The programme consists of eight summative assessments which use a diverse range of methods including written assignments, oral presentations, a fieldwork report, a research proposal and final dissertation.

Residential field trips

As a research-driven Masters, fieldwork represents a core element of the teaching philosophy of NSEG. As part of the MSc there are two compulsory field courses that aim to provide grounded, critical engagements with core empirical and theoretical themes of the course, and to develop students' research skills and competence with methods and practices appropriate to the contemporary environmental social sciences.

Induction field course: Oxford and the surrounding area (October)

The specific aims of this field course are to enable students and key teaching staff to get to know each other, and to introduce the structure and core themes of the course.

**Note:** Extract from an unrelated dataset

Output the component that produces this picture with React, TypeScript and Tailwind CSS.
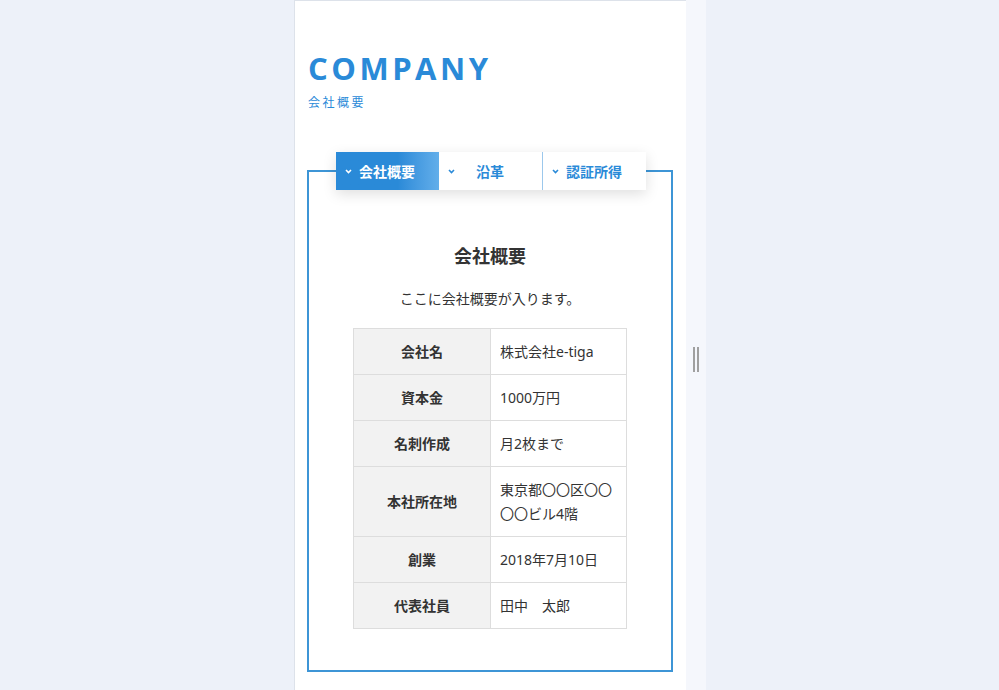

Residential research field course: (April or May)

The specific aims of this field course are:

  • To provide students with practical experience of designing, implementing and presenting the results of a small-scale, environmental social science research project
  • To develop students' awareness of the challenges of applying qualitative research methods to a specific, real-world problem
  • To enable students to critically examine the politics and governance of key environmental issues in a specific context

In addition to these two field courses, students are also expected to engage in a significant period of fieldwork (or desk-based study) as part of the research dissertation component of the course. Appropriate instruction and supervision will be offered to help students with planning, risk assessment, and ethical approval for this fieldwork.

Please note: The actual course content may vary from the information provided online and should therefore be taken to be indicative rather than tightly prescriptive.